We're not offered any huge mystery to solve, the audience knows very well which chocolates in the box contain the nuts, the tension comes from wondering just how hard the shit is going to hit the fan and when. It's too bad director WILLIAM ASHER did not continue down the horror/ thriller path because he definitely brings something cyclonic and sweeping to the film's storm set climax. It's impressively uncanny compared to the rest of the movie and I can't help worrying that both Julia the character and JULIA the DUFFY are truly getting the tar beaten out of both of them right there on screen.

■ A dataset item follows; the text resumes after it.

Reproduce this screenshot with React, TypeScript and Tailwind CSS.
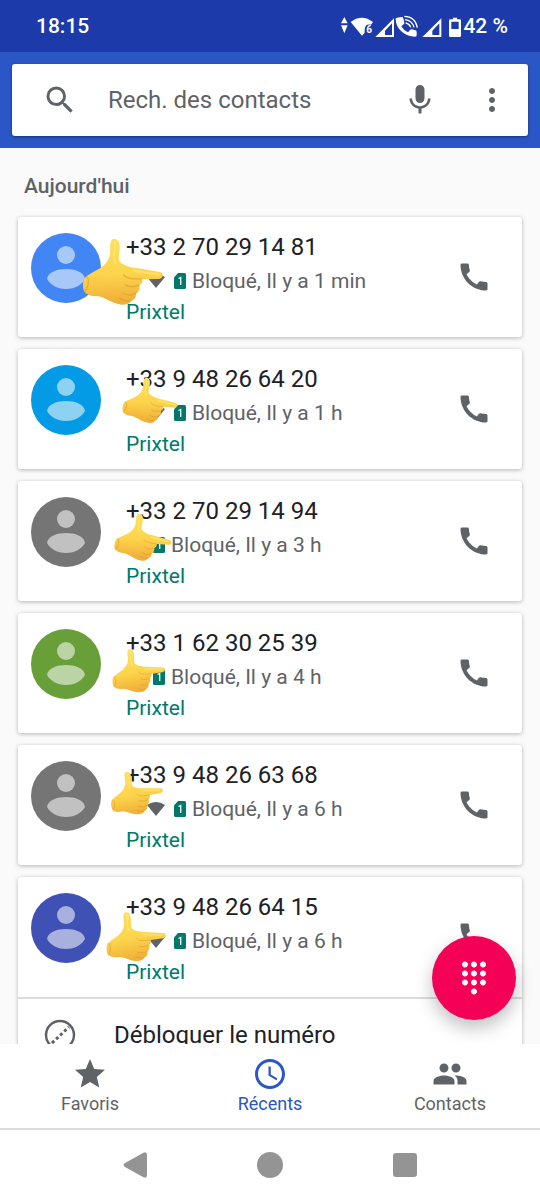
import { useState } from "react";
import { MdCall, MdMic, MdMoreVert, MdPeople, MdSchedule, MdSearch, MdStar, MdDialpad } from "react-icons/md";

interface Call {
  number: string;
  when: string;
  avatar: string;
  wifi: boolean;
  // place of the hand inside the card, in px and degrees
  hand: { left: number; top: number; width: number; turn: number };
}

const calls: Call[] = [
  { number: "+33 2 70 29 14 81", when: "Il y a 1 min", avatar: "bg-[#4285f4]", wifi: true, hand: { left: 66, top: 23, width: 79, turn: 7 } },
  { number: "+33 9 48 26 64 20", when: "Il y a 1 h", avatar: "bg-[#039be5]", wifi: true, hand: { left: 106, top: 30, width: 54, turn: 12 } },
  { number: "+33 2 70 29 14 94", when: "Il y a 3 h", avatar: "bg-[#757575]", wifi: false, hand: { left: 98, top: 34, width: 56, turn: 12 } },
  { number: "+33 1 62 30 25 39", when: "Il y a 4 h", avatar: "bg-[#689f38]", wifi: false, hand: { left: 94, top: 36, width: 53, turn: 0 } },
  { number: "+33 9 48 26 63 68", when: "Il y a 6 h", avatar: "bg-[#757575]", wifi: true, hand: { left: 92, top: 26, width: 53, turn: -3 } },
  { number: "+33 9 48 26 64 15", when: "Il y a 6 h", avatar: "bg-[#3f51b5]", wifi: true, hand: { left: 88, top: 35, width: 60, turn: 0 } },
];

const tabs = [
  { label: "Favoris", Icon: MdStar },
  { label: "Récents", Icon: MdSchedule },
  { label: "Contacts", Icon: MdPeople },
];

const StatusIcons = () => (
  <svg viewBox="60 42 360 72" className="h-6 w-[120px]" fill="#fff" aria-hidden="true">
    <path d="M70 48l10 19H60zM60 73h20L70 97z" />
    <path d="M89 63Q122 37 156 63L150 71Q132 67 131 86L131 95L123 104z" />
    <text x="136" y="96" fontSize="30" fontWeight="700" fontFamily="Roboto, sans-serif">6</text>
    <path fillRule="evenodd" d="M163 108L219 52V108zM192 89V102H213V67z" />
    <path d="M228 50L242 48Q246 48 247 52L250 65Q250 68 248 70L241 76Q248 89 261 94L268 86Q270 84 273 85L283 88Q287 89 287 93V103Q287 107 282 107C250 107 224 82 224 54Q224 51 228 50Z" />
    <path d="M250 46Q283 47 289 80M252 56Q273 58 279 79M254 66Q266 69 269 79" fill="none" stroke="#fff" strokeWidth="4" />
    <path fillRule="evenodd" d="M304 108L361 52V108zM334 89V102H355V67z" />
    <path fillRule="evenodd" d="M396 50h12v5h8q4 0 4 4v45q0 4-4 4h-28q-4 0-4-4V59q0-4 4-4h8zM391 62v22h22V62z" />
  </svg>
);

const PointingHand = ({ id }: { id: string }) => (
  <svg viewBox="0 0 180 148" className="w-full" aria-hidden="true">
    <defs>
      <linearGradient id={id} x1="0" y1="0" x2="0.2" y2="1">
        <stop offset="0" stopColor="#ffe05f" />
        <stop offset="0.6" stopColor="#fdd44b" />
        <stop offset="1" stopColor="#f0b13a" />
      </linearGradient>
    </defs>
    <path
      fill={`url(#${id})`}
      d="M59 1C52 2 51 12 53 22C56 40 53 52 43 64C34 75 19 82 8 92C0 98 0 116 5 126C10 135 24 137 39 135C55 136 65 143 82 146C99 149 112 146 115 136C123 133 126 126 124 118C131 113 132 105 129 99C135 94 136 89 134 84L171 79C182 77 183 65 172 63L115 60C100 60 86 57 77 49C73 39 77 23 73 11C71 3 65 0 59 1Z"
    />
    <path d="M7 94C17 98 14 119 8 128M91 79C98 89 117 85 132 84M98 101C105 106 119 104 129 99M95 121C102 125 115 124 124 118M116 135C106 140 95 137 89 134" fill="none" stroke="#d9912b" strokeWidth="3" strokeLinecap="round" opacity="0.5" />
    <path d="M62 8C66 24 60 42 69 55M112 67L170 69" fill="none" stroke="#fff08a" strokeWidth="5" strokeLinecap="round" opacity="0.5" />
  </svg>
);

const Avatar = ({ color }: { color: string }) => (
  <div className={`h-[70px] w-[70px] shrink-0 rounded-full ${color}`}>
    <svg viewBox="0 0 70 70" fill="#fff" fillOpacity="0.55" aria-hidden="true">
      <circle cx="35" cy="22" r="9" />
      <path d="M16 46C17 39 26 36 35 36S53 39 54 46C50 53 42 56 35 56S20 53 16 46Z" />
    </svg>
  </div>
);

const SimBadge = () => (
  <svg viewBox="0 0 12 16" className="mr-1.5 h-4 w-3 shrink-0" aria-label="SIM 1">
    <path d="M4 0h6.500Q12 0 12 1.500v13Q12 16 10.500 16h-9Q0 16 0 14.500V4.500z" fill="#00796b" />
    <path d="M4.500 5.500L6.700 4.500V12" fill="none" stroke="#fff" strokeWidth="1.300" />
  </svg>
);

const CallCard = ({ call, index, last }: { call: Call; index: number; last: boolean }) => (
  <li className="relative rounded-[3px] bg-white shadow-[0_1px_4px_rgba(0,0,0,0.28)]">
    <div className="flex items-start pt-[14px] pr-[30px] pb-[10px] pl-[13px]">
      <div className="pt-0.5">
        <Avatar color={call.avatar} />
      </div>
      <div className="ml-[25px] min-w-0 flex-1">
        <p className="text-[24px] leading-8 text-[#202124]">{call.number}</p>
        <div
          className={`mt-0.5 flex h-8 items-center text-[21px] leading-8 whitespace-nowrap text-[#5f6368] ${call.wifi ? "pl-[21px]" : "pl-[27px]"}`}
        >
          {call.wifi && (
            <svg viewBox="0 0 18 14" className="mr-[9px] h-[14px] w-[18px] shrink-0" fill="#5f6368" aria-hidden="true">
              <path d="M0 3Q9-3 18 3L9 14z" />
            </svg>
          )}
          <SimBadge />
          <span>Bloqué, {call.when}</span>
        </div>
        <p className="text-[21px] leading-[30px] text-[#00796b]">Prixtel</p>
      </div>
      <button type="button" aria-label={`Appeler ${call.number}`} className="mt-7 text-[#5f6368]">
        <MdCall size={36} />
      </button>
    </div>
    <div
      className="pointer-events-none absolute"
      style={{
        left: call.hand.left,
        top: call.hand.top,
        width: call.hand.width,
        transform: `rotate(${call.hand.turn}deg)`,
      }}
    >
      <PointingHand id={`hand-${index}`} />
    </div>
    {last && (
      <button
        type="button"
        className="flex h-[74px] w-full items-center border-t-2 border-[#dadce0] pl-6 text-left text-[24px] text-[#202124]"
      >
        <svg viewBox="0 0 36 36" className="mr-9 h-9 w-9" fill="none" stroke="#5f6368" aria-hidden="true">
          <circle cx="18" cy="18" r="14" strokeWidth="2.500" />
          <path d="M10 26L27 10" strokeWidth="3" strokeDasharray="3 2.600" />
        </svg>
        Débloquer le numéro
      </button>
    )}
  </li>
);

const App = () => {
  const [active, setActive] = useState("Récents");

  return (
    <div className="flex h-screen flex-col bg-[#fafafa] font-[Roboto,sans-serif]">
      <div className="flex h-[52px] shrink-0 items-center justify-between bg-[#1c3aa9] pt-0.5 pr-8 pl-9 text-[21px] font-medium text-white">
        <span>18:15</span>
        <div className="flex items-center gap-0.5">
          <StatusIcons />
          <span>42 %</span>
        </div>
      </div>

      <header className="shrink-0 bg-[#2a56c6] p-3">
        <div className="flex h-[72px] items-center rounded-[3px] bg-white pr-[18px] pl-[30px] text-[#5f6368] shadow-[0_1px_3px_rgba(0,0,0,0.4)]">
          <MdSearch size={36} className="shrink-0" />
          <input
            type="text"
            aria-label="Rech. des contacts"
            placeholder="Rech. des contacts"
            className="ml-[30px] min-w-0 flex-1 text-[24px] outline-none placeholder:text-[#5f6368]"
          />
          <button type="button" aria-label="Recherche vocale" className="mr-9">
            <MdMic size={36} />
          </button>
          <button type="button" aria-label="Plus d'options">
            <MdMoreVert size={36} />
          </button>
        </div>
      </header>

      <main className="relative min-h-0 flex-1 overflow-hidden">
        <h2 className="px-6 pt-[23px] pb-4 text-[21px] leading-[30px] font-medium text-[#5f6368]">Aujourd'hui</h2>
        <ul className="flex flex-col gap-3 px-[18px]">
          {calls.map((call, i) => (
            <CallCard key={call.number} call={call} index={i} last={i === calls.length - 1} />
          ))}
        </ul>
        <button
          type="button"
          aria-label="Clavier"
          className="absolute right-6 bottom-6 flex h-[84px] w-[84px] items-center justify-center rounded-full bg-[#f50057] text-white shadow-[0_8px_18px_rgba(0,0,0,0.25)]"
        >
          <MdDialpad size={36} />
        </button>
      </main>

      <nav className="grid h-[86px] shrink-0 grid-cols-3 border-b-2 border-[#dadce0] bg-white">
        {tabs.map(({ label, Icon }) => (
          <button
            key={label}
            type="button"
            onClick={() => setActive(label)}
            className={`flex flex-col items-center pt-3 text-[18px] leading-6 ${active === label ? "text-[#2a56c6]" : "text-[#5f6368]"}`}
          >
            <Icon size={36} />
            <span>{label}</span>
          </button>
        ))}
      </nav>

      <div className="shrink-0 bg-white">
        <div className="mx-auto grid h-[70px] w-3/4 grid-cols-3 place-items-center">
          <button type="button" aria-label="Retour">
            <svg viewBox="0 0 26 26" className="h-[26px] w-[26px]" fill="#949494">
              <path d="M3 11L21 1Q25-1 25 3V23Q25 27 21 25L3 15Q0 13 3 11Z" />
            </svg>
          </button>
          <button type="button" aria-label="Accueil" className="h-[26px] w-[26px] rounded-full bg-[#949494]" />
          <button type="button" aria-label="Applications récentes" className="h-6 w-6 rounded-[3px] bg-[#949494]" />
        </div>
      </div>
    </div>
  );
};

export default App;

Let's be realistic, this movie is OWNED by TYRELL and I only wish I could type OWNED in neon and make it flash forever and with an accompanying siren sound. It's really one of the greatest performances in all of horror and frankly it's a disgrace that it's not more widely seen and appreciated. If NICHOLSON or WALKEN delivered this performance they'd be forever ducking from all the laurels chucked at them. From the DVD's (much appreciated) extras it doesn't appear TYRELL herself thought too much of the role but the truth is on the screen and, no matter how scampy she sometimes riffs it, there are clear-cut moments where she's delicately skating on the sharp thin line of true madness and it's a freaking glorious thing to behold.
In closing, this is a take it to the grave movie for me as you can probably tell. I'll be watching it when my hair is gray and my eyes have been removed to make way for tiny TV sets. Revisiting it once again I'm glad that times have changed and at the same time I don't know why they haven't changed more or even why they were so screwy in the first place. I'll never be grateful for the crap I personally had to endure but if it curbed me from becoming your standard douche-y bro dude it was very much worth it. Most of all it's fun to revisit through cinema a time in my life when I related more to buoyant Billy than I did to shattered Aunt Cheryl because great googly moogly, lord knows that's no longer the case. Ha ha. Just kidding (no, I'm not).